:: DATA BLOCK

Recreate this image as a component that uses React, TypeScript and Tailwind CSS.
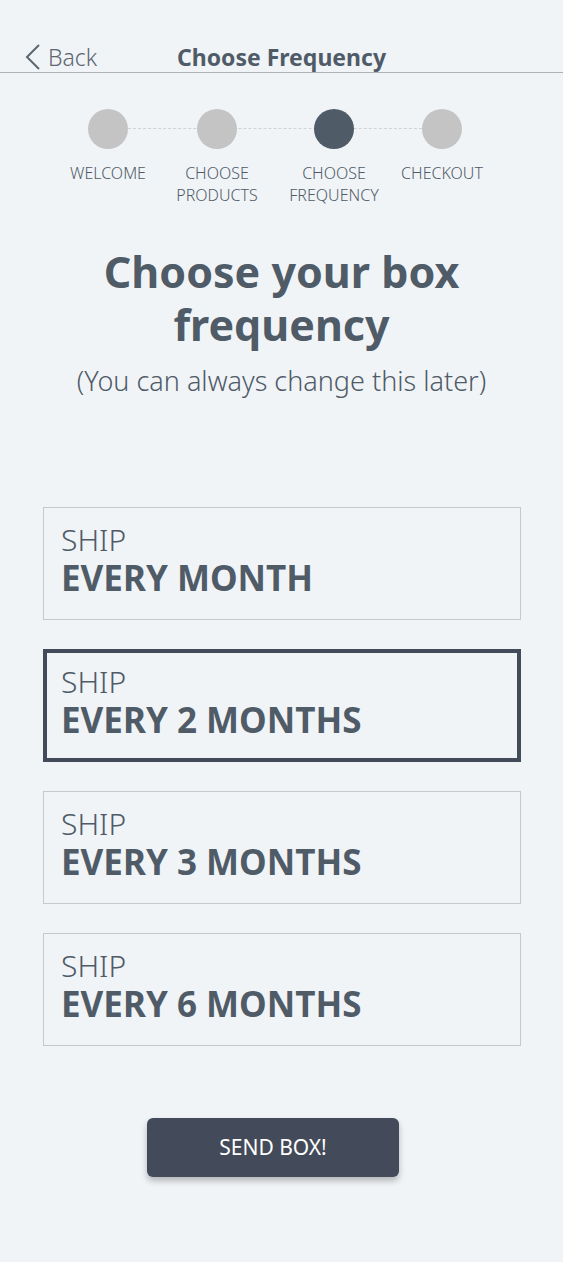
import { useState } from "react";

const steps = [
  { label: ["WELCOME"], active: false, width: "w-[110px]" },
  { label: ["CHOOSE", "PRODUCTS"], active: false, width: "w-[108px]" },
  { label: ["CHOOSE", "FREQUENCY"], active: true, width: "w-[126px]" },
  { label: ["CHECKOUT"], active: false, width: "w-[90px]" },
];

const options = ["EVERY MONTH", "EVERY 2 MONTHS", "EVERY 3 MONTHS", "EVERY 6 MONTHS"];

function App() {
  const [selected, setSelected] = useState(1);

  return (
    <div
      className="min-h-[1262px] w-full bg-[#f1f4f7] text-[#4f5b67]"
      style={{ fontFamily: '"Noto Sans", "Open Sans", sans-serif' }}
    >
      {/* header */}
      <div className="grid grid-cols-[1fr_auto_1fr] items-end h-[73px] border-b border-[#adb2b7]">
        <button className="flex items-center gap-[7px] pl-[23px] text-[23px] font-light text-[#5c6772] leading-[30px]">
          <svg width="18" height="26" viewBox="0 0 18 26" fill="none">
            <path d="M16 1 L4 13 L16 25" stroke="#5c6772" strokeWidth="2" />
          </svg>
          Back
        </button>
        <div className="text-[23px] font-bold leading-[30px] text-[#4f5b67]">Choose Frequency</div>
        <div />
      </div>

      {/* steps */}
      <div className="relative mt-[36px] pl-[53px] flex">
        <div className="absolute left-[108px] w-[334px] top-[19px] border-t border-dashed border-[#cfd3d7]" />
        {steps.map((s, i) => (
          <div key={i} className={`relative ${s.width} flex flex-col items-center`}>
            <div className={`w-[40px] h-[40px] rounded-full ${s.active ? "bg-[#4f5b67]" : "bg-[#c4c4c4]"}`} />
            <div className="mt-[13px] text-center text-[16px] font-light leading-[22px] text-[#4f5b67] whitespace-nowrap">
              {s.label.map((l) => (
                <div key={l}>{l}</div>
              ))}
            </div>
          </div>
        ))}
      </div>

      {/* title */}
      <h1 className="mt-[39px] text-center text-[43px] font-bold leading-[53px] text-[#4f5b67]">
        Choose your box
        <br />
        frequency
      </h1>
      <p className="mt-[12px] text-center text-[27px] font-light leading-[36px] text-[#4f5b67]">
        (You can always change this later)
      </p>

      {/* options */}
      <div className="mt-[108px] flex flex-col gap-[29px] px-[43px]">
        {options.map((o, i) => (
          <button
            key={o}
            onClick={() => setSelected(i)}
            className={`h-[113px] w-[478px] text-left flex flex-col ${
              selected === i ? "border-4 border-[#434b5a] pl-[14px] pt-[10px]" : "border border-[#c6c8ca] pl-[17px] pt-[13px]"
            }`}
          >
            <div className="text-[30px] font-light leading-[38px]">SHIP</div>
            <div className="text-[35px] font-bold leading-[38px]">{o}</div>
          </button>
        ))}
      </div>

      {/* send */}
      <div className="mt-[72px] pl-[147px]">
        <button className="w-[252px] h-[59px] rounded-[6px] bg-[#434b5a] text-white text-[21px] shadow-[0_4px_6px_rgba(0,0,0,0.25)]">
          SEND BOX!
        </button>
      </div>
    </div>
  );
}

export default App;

::::

Return the listing above unchanged, apart from dropping its pictures.

Recreate this image as a component that uses React, TypeScript and Tailwind CSS.
import { useState } from "react";

const steps = [
  { label: ["WELCOME"], active: false, width: "w-[110px]" },
  { label: ["CHOOSE", "PRODUCTS"], active: false, width: "w-[108px]" },
  { label: ["CHOOSE", "FREQUENCY"], active: true, width: "w-[126px]" },
  { label: ["CHECKOUT"], active: false, width: "w-[90px]" },
];

const options = ["EVERY MONTH", "EVERY 2 MONTHS", "EVERY 3 MONTHS", "EVERY 6 MONTHS"];

function App() {
  const [selected, setSelected] = useState(1);

  return (
    <div
      className="min-h-[1262px] w-full bg-[#f1f4f7] text-[#4f5b67]"
      style={{ fontFamily: '"Noto Sans", "Open Sans", sans-serif' }}
    >
      {/* header */}
      <div className="grid grid-cols-[1fr_auto_1fr] items-end h-[73px] border-b border-[#adb2b7]">
        <button className="flex items-center gap-[7px] pl-[23px] text-[23px] font-light text-[#5c6772] leading-[30px]">
          <svg width="18" height="26" viewBox="0 0 18 26" fill="none">
            <path d="M16 1 L4 13 L16 25" stroke="#5c6772" strokeWidth="2" />
          </svg>
          Back
        </button>
        <div className="text-[23px] font-bold leading-[30px] text-[#4f5b67]">Choose Frequency</div>
        <div />
      </div>

      {/* steps */}
      <div className="relative mt-[36px] pl-[53px] flex">
        <div className="absolute left-[108px] w-[334px] top-[19px] border-t border-dashed border-[#cfd3d7]" />
        {steps.map((s, i) => (
          <div key={i} className={`relative ${s.width} flex flex-col items-center`}>
            <div className={`w-[40px] h-[40px] rounded-full ${s.active ? "bg-[#4f5b67]" : "bg-[#c4c4c4]"}`} />
            <div className="mt-[13px] text-center text-[16px] font-light leading-[22px] text-[#4f5b67] whitespace-nowrap">
              {s.label.map((l) => (
                <div key={l}>{l}</div>
              ))}
            </div>
          </div>
        ))}
      </div>

      {/* title */}
      <h1 className="mt-[39px] text-center text-[43px] font-bold leading-[53px] text-[#4f5b67]">
        Choose your box
        <br />
        frequency
      </h1>
      <p className="mt-[12px] text-center text-[27px] font-light leading-[36px] text-[#4f5b67]">
        (You can always change this later)
      </p>

      {/* options */}
      <div className="mt-[108px] flex flex-col gap-[29px] px-[43px]">
        {options.map((o, i) => (
          <button
            key={o}
            onClick={() => setSelected(i)}
            className={`h-[113px] w-[478px] text-left flex flex-col ${
              selected === i ? "border-4 border-[#434b5a] pl-[14px] pt-[10px]" : "border border-[#c6c8ca] pl-[17px] pt-[13px]"
            }`}
          >
            <div className="text-[30px] font-light leading-[38px]">SHIP</div>
            <div className="text-[35px] font-bold leading-[38px]">{o}</div>
          </button>
        ))}
      </div>

      {/* send */}
      <div className="mt-[72px] pl-[147px]">
        <button className="w-[252px] h-[59px] rounded-[6px] bg-[#434b5a] text-white text-[21px] shadow-[0_4px_6px_rgba(0,0,0,0.25)]">
          SEND BOX!
        </button>
      </div>
    </div>
  );
}

export default App;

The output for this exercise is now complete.